- MATERIAL PROVIDED
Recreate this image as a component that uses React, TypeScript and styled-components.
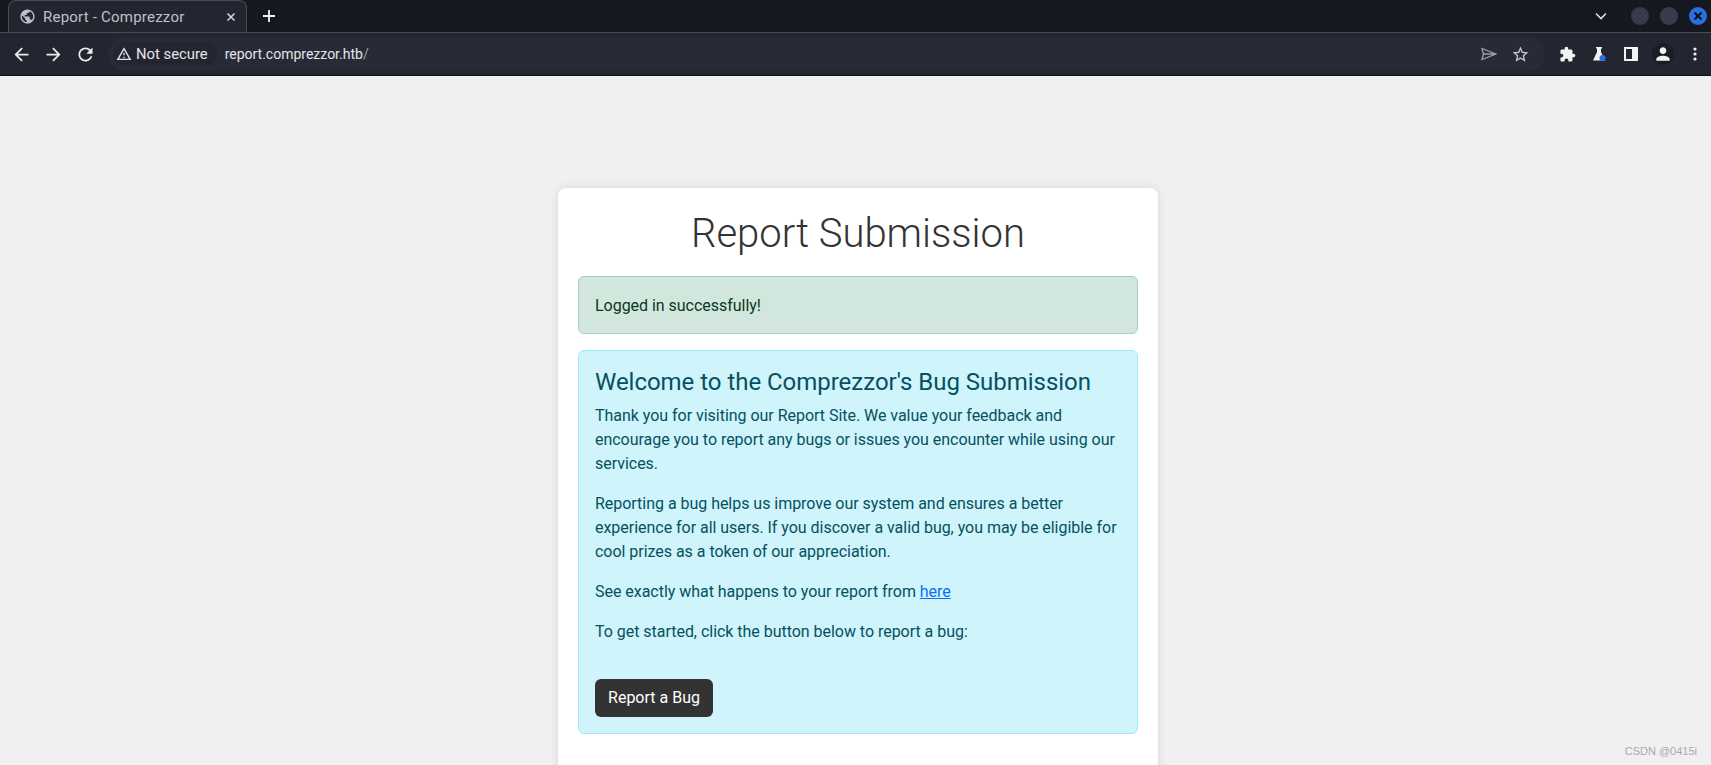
import { createGlobalStyle } from "styled-components";
import styled from "styled-components";

const GlobalStyle = createGlobalStyle`
  html, body {
    margin: 0;
    padding: 0;
    height: 765px;
    overflow: hidden;
    background: #f0f0f0;
    font-family: Roboto, "Noto Sans", sans-serif;
  }
  * { box-sizing: border-box; }
`;

const Page = styled.div`
  position: relative;
  display: flex;
  flex-direction: column;
  height: 765px;
  overflow: hidden;
`;

const TabStrip = styled.div`
  display: flex;
  align-items: flex-end;
  height: 32px;
  flex-shrink: 0;
  padding-left: 8px;
  background: #16181f;
`;

const Tab = styled.div`
  display: flex;
  align-items: center;
  width: 239px;
  height: 32px;
  padding: 0 10px;
  background: #232530;
  border: 1px solid #4a4c55;
  border-bottom: none;
  border-radius: 8px 8px 0 0;
  color: #bfc1c6;
  font-size: 15px;
  letter-spacing: 0.22px;
`;

const TabTitle = styled.span`
  flex: 1;
  margin-left: 7px;
  white-space: nowrap;
`;

const Icon = styled.svg`
  flex-shrink: 0;
  display: block;
  fill: currentColor;
`;

const NewTab = styled.div`
  display: flex;
  align-items: center;
  justify-content: center;
  width: 20px;
  height: 20px;
  margin: 0 0 6px 12px;
`;

const StripRight = styled.div`
  display: flex;
  align-items: center;
  gap: 11px;
  margin-left: auto;
  height: 32px;
  padding-right: 4px;
`;

const Chevron = styled.div`
  margin-right: 13px;
  display: flex;
`;

const WindowDot = styled.div<{ $active?: boolean }>`
  display: flex;
  align-items: center;
  justify-content: center;
  width: 18px;
  height: 18px;
  border-radius: 50%;
  background: ${(p) => (p.$active ? "#2a6fe0" : "#383c4a")};
`;

const Toolbar = styled.div`
  display: flex;
  align-items: center;
  height: 44px;
  flex-shrink: 0;
  padding-left: 11px;
  background: #232530;
  border-top: 1px solid #4a4c55;
  border-bottom: 1px solid #0e0f13;
`;

const NavIcons = styled.div`
  display: flex;
  align-items: center;
  gap: 11px;
  color: #eceded;
`;

const Omnibox = styled.div`
  display: flex;
  align-items: center;
  width: 1437px;
  height: 34px;
  margin-left: 12px;
  background: #282b37;
  border-radius: 17px;
  color: #e4e5e8;
`;

const SecurityChip = styled.div`
  display: flex;
  align-items: center;
  gap: 4px;
  height: 24px;
  padding: 0 9px 0 3px;
  margin-left: 5px;
  border-radius: 12px;
  background: #232530;
  white-space: nowrap;
  font-size: 14.8px;
`;

const Url = styled.span`
  margin-left: 8px;
  font-size: 14px;
  flex: 1;
`;

const UrlSlash = styled.span`
  color: #9da0a8;
`;

const OmniActions = styled.div`
  display: flex;
  align-items: center;
  gap: 14px;
  padding-right: 15px;
  color: #c8cacf;
`;

const Extensions = styled.div`
  display: flex;
  align-items: center;
  margin-left: 6px;
  color: #f2f2f4;
`;

const ExtensionSlot = styled.div`
  display: flex;
  align-items: center;
  justify-content: center;
  width: 32px;
`;

const Avatar = styled.div`
  display: flex;
  align-items: center;
  justify-content: center;
  width: 22px;
  height: 22px;
  border-radius: 50%;
  background: #1c1d24;
`;

const Viewport = styled.main`
  flex: 1;
  display: flex;
  justify-content: center;
  padding: 112px 0 0 5px;
  background: #f0f0f0;
`;

const Card = styled.div`
  width: 600px;
  height: 640px;
  padding: 20px;
  background: #fff;
  border-radius: 8px;
  box-shadow: 0 0 10px rgba(0, 0, 0, 0.1);
  flex-shrink: 0;
`;

const Title = styled.h1`
  margin: 0 0 18px;
  padding-top: 2px;
  text-align: center;
  font-size: 40px;
  font-weight: 300;
  line-height: 48px;
  color: #333;
`;

const Alert = styled.div<{ $kind: "success" | "info" }>`
  padding: 17px 16px 15px;
  margin-bottom: 16px;
  border: 1px solid ${(p) => (p.$kind === "success" ? "#a3cfbb" : "#9eeaf9")};
  border-radius: 6px;
  background: ${(p) => (p.$kind === "success" ? "#d1e7dd" : "#cff4fc")};
  color: ${(p) => (p.$kind === "success" ? "#0a3622" : "#055160")};
  font-size: 16px;
  line-height: 24px;
  letter-spacing: -0.03px;
`;

const AlertHeading = styled.h4`
  margin: 0 0 7px;
  font-size: 24px;
  font-weight: 400;
  line-height: 28.8px;
`;

const Para = styled.p`
  margin: 0 0 16px;
`;

const Link = styled.a`
  color: #0d6efd;
  text-decoration: underline;
`;

const BugButton = styled.button`
  display: block;
  width: 118px;
  height: 38px;
  margin: 35px 0 1px;
  padding: 0;
  border: none;
  border-radius: 6px;
  background: #333;
  color: #fff;
  font-family: inherit;
  font-size: 16px;
  cursor: pointer;
`;

const Watermark = styled.div`
  position: absolute;
  right: 14px;
  bottom: 8px;
  font-family: "Liberation Sans", Arial, sans-serif;
  font-size: 11px;
  color: #a8a8a8;
`;

export default function App() {
  return (
    <Page>
      <GlobalStyle />
      <TabStrip>
        <Tab>
          <Icon width="17" height="17" viewBox="0 0 24 24">
            <path d="M12 2C6.48 2 2 6.48 2 12s4.48 10 10 10 10-4.48 10-10S17.52 2 12 2zm-1 17.93c-3.95-.49-7-3.85-7-7.93 0-.62.08-1.21.21-1.79L9 15v1c0 1.1.9 2 2 2v1.93zm6.9-2.54c-.26-.81-1-1.39-1.9-1.39h-1v-3c0-.55-.45-1-1-1H8v-2h2c.55 0 1-.45 1-1V7h2c1.1 0 2-.9 2-2v-.41c2.93 1.19 5 4.06 5 7.41 0 2.08-.8 3.97-2.1 5.39z" />
          </Icon>
          <TabTitle>Report - Comprezzor</TabTitle>
          <Icon width="10" height="10" viewBox="0 0 10 10">
            <path d="M1.5 1.5l7 7M8.5 1.5l-7 7" stroke="#d8d9dc" strokeWidth="1.5" />
          </Icon>
        </Tab>
        <NewTab>
          <Icon width="14" height="14" viewBox="0 0 14 14">
            <path d="M7 1v12M1 7h12" stroke="#f2f2f4" strokeWidth="1.8" />
          </Icon>
        </NewTab>
        <StripRight>
          <Chevron>
            <Icon width="12" height="8" viewBox="0 0 12 8">
              <path d="M1 1.5l5 5 5-5" stroke="#e0e1e4" strokeWidth="1.6" fill="none" />
            </Icon>
          </Chevron>
          <WindowDot />
          <WindowDot />
          <WindowDot $active>
            <Icon width="10" height="10" viewBox="0 0 10 10">
              <path d="M1.5 1.5l7 7M8.5 1.5l-7 7" stroke="#10131a" strokeWidth="2.2" />
            </Icon>
          </WindowDot>
        </StripRight>
      </TabStrip>
      <Toolbar>
        <NavIcons>
          <Icon width="21" height="21" viewBox="0 0 24 24">
            <path d="M20 11H7.83l5.59-5.59L12 4l-8 8 8 8 1.41-1.41L7.83 13H20v-2z" />
          </Icon>
          <Icon width="21" height="21" viewBox="0 0 24 24">
            <path d="M12 4l-1.41 1.41L16.17 11H4v2h12.17l-5.58 5.59L12 20l8-8z" />
          </Icon>
          <Icon width="21" height="21" viewBox="0 0 24 24">
            <path d="M17.65 6.35C16.2 4.9 14.21 4 12 4c-4.42 0-7.99 3.58-7.99 8s3.57 8 7.99 8c3.73 0 6.84-2.55 7.73-6h-2.08c-.82 2.33-3.04 4-5.65 4-3.31 0-6-2.69-6-6s2.69-6 6-6c1.66 0 3.14.69 4.22 1.78L13 11h7V4l-2.35 2.35z" />
          </Icon>
        </NavIcons>
        <Omnibox>
          <SecurityChip>
            <Icon width="16" height="16" viewBox="0 0 24 24">
              <path d="M1 21h22L12 2 1 21zm3.46-2L12 5.98 19.54 19H4.46zM11 16h2v2h-2zm0-6h2v4h-2z" />
            </Icon>
            Not secure
          </SecurityChip>
          <Url>
            report.comprezzor.htb<UrlSlash>/</UrlSlash>
          </Url>
          <OmniActions>
            <Icon width="16" height="14" viewBox="0 0 16 14">
              <path d="M1 1.5L15 7 1 12.5 2.5 7zM2.5 7H15" stroke="#9da0a8" strokeWidth="1.3" fill="none" />
            </Icon>
            <Icon width="19" height="19" viewBox="0 0 24 24">
              <path d="M22 9.24l-7.19-.62L12 2 9.19 8.63 2 9.24l5.46 4.73L5.82 21 12 17.27 18.18 21l-1.63-7.03L22 9.24zM12 15.4l-3.76 2.27 1-4.28-3.32-2.88 4.38-.38L12 6.1l1.71 4.04 4.38.38-3.32 2.88 1 4.28L12 15.4z" />
            </Icon>
          </OmniActions>
        </Omnibox>
        <Extensions>
          <ExtensionSlot>
            <Icon width="17" height="17" viewBox="0 0 24 24">
              <path d="M20.5 11H19V7c0-1.1-.9-2-2-2h-4V3.5C13 2.12 11.88 1 10.5 1S8 2.12 8 3.5V5H4c-1.1 0-1.99.9-1.99 2v3.8H3.5c1.49 0 2.7 1.21 2.7 2.7s-1.21 2.7-2.7 2.7H2V20c0 1.1.9 2 2 2h3.8v-1.5c0-1.49 1.21-2.7 2.7-2.7 1.49 0 2.7 1.21 2.7 2.7V22H17c1.1 0 2-.9 2-2v-4h1.5c1.38 0 2.5-1.12 2.5-2.5S21.88 11 20.5 11z" />
            </Icon>
          </ExtensionSlot>
          <ExtensionSlot>
            <Icon width="16" height="16" viewBox="0 0 16 16">
              <path d="M5 1h6v1.5h-1v3.5l4 8.5H2l4-8.5V2.5H5z" />
              <circle cx="11.5" cy="12" r="3" fill="#2a6fe0" />
            </Icon>
          </ExtensionSlot>
          <ExtensionSlot>
            <Icon width="14" height="14" viewBox="0 0 14 14">
              <path d="M0 0h14v14H0zM2 2v10h6V2z" fillRule="evenodd" />
            </Icon>
          </ExtensionSlot>
          <ExtensionSlot>
            <Avatar>
              <Icon width="20" height="20" viewBox="0 0 24 24">
                <path d="M12 12c2.21 0 4-1.79 4-4s-1.79-4-4-4-4 1.79-4 4 1.79 4 4 4zm0 2c-2.67 0-8 1.34-8 4v2h16v-2c0-2.66-5.33-4-8-4z" />
              </Icon>
            </Avatar>
          </ExtensionSlot>
          <ExtensionSlot>
            <Icon width="4" height="14" viewBox="0 0 4 14">
              <circle cx="2" cy="2" r="1.6" />
              <circle cx="2" cy="7" r="1.6" />
              <circle cx="2" cy="12" r="1.6" />
            </Icon>
          </ExtensionSlot>
        </Extensions>
      </Toolbar>
      <Viewport>
        <Card>
          <Title>Report Submission</Title>
          <Alert $kind="success">Logged in successfully!</Alert>
          <Alert $kind="info">
            <AlertHeading>Welcome to the Comprezzor's Bug Submission</AlertHeading>
            <Para>
              Thank you for visiting our Report Site. We value your feedback and encourage you to
              report any bugs or issues you encounter while using our services.
            </Para>
            <Para>
              Reporting a bug helps us improve our system and ensures a better experience for all
              users. If you discover a valid bug, you may be eligible for cool prizes as a token of
              our appreciation.
            </Para>
            <Para>
              See exactly what happens to your report from <Link href="#">here</Link>
            </Para>
            <Para>To get started, click the button below to report a bug:</Para>
            <BugButton>Report a Bug</BugButton>
          </Alert>
        </Card>
      </Viewport>
      <Watermark>CSDN @0415i</Watermark>
    </Page>
  );
}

- TASK TO CARRY OUT
Starting with the first line of the data above and ending with the line containing "import styled from", please restate every line exactly, leaving images out.

- TASK OUTPUT
Recreate this image as a component that uses React, TypeScript and styled-components.
import { createGlobalStyle } from "styled-components";
import styled from "styled-components";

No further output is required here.